=== Collected data entries ===
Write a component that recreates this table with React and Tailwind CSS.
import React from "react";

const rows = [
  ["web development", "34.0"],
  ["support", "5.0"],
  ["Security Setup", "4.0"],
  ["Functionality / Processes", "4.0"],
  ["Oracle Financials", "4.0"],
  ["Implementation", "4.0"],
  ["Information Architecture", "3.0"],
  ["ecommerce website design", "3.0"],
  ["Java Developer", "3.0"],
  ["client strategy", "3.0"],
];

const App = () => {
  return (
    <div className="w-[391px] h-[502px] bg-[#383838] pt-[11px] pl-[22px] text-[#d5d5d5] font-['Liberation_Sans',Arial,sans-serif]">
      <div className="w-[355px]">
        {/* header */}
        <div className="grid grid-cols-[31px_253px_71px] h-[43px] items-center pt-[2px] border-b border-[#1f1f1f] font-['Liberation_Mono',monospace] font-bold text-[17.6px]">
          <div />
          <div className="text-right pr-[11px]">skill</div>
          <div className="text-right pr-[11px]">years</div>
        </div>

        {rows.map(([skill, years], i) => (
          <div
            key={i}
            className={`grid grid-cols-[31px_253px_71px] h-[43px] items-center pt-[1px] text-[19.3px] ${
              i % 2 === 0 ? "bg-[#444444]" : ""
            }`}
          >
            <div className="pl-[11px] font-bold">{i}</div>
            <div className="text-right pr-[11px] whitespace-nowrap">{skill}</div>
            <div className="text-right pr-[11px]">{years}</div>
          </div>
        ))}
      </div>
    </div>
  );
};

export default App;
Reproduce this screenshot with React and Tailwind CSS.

=== YOUR OBJECTIVE ===
Retype the whole listing above exactly.

=== SOLUTION BELOW ===
Write a component that recreates this table with React and Tailwind CSS.
import React from "react";

const rows = [
  ["web development", "34.0"],
  ["support", "5.0"],
  ["Security Setup", "4.0"],
  ["Functionality / Processes", "4.0"],
  ["Oracle Financials", "4.0"],
  ["Implementation", "4.0"],
  ["Information Architecture", "3.0"],
  ["ecommerce website design", "3.0"],
  ["Java Developer", "3.0"],
  ["client strategy", "3.0"],
];

const App = () => {
  return (
    <div className="w-[391px] h-[502px] bg-[#383838] pt-[11px] pl-[22px] text-[#d5d5d5] font-['Liberation_Sans',Arial,sans-serif]">
      <div className="w-[355px]">
        {/* header */}
        <div className="grid grid-cols-[31px_253px_71px] h-[43px] items-center pt-[2px] border-b border-[#1f1f1f] font-['Liberation_Mono',monospace] font-bold text-[17.6px]">
          <div />
          <div className="text-right pr-[11px]">skill</div>
          <div className="text-right pr-[11px]">years</div>
        </div>

        {rows.map(([skill, years], i) => (
          <div
            key={i}
            className={`grid grid-cols-[31px_253px_71px] h-[43px] items-center pt-[1px] text-[19.3px] ${
              i % 2 === 0 ? "bg-[#444444]" : ""
            }`}
          >
            <div className="pl-[11px] font-bold">{i}</div>
            <div className="text-right pr-[11px] whitespace-nowrap">{skill}</div>
            <div className="text-right pr-[11px]">{years}</div>
          </div>
        ))}
      </div>
    </div>
  );
};

export default App;
Reproduce this screenshot with React and Tailwind CSS.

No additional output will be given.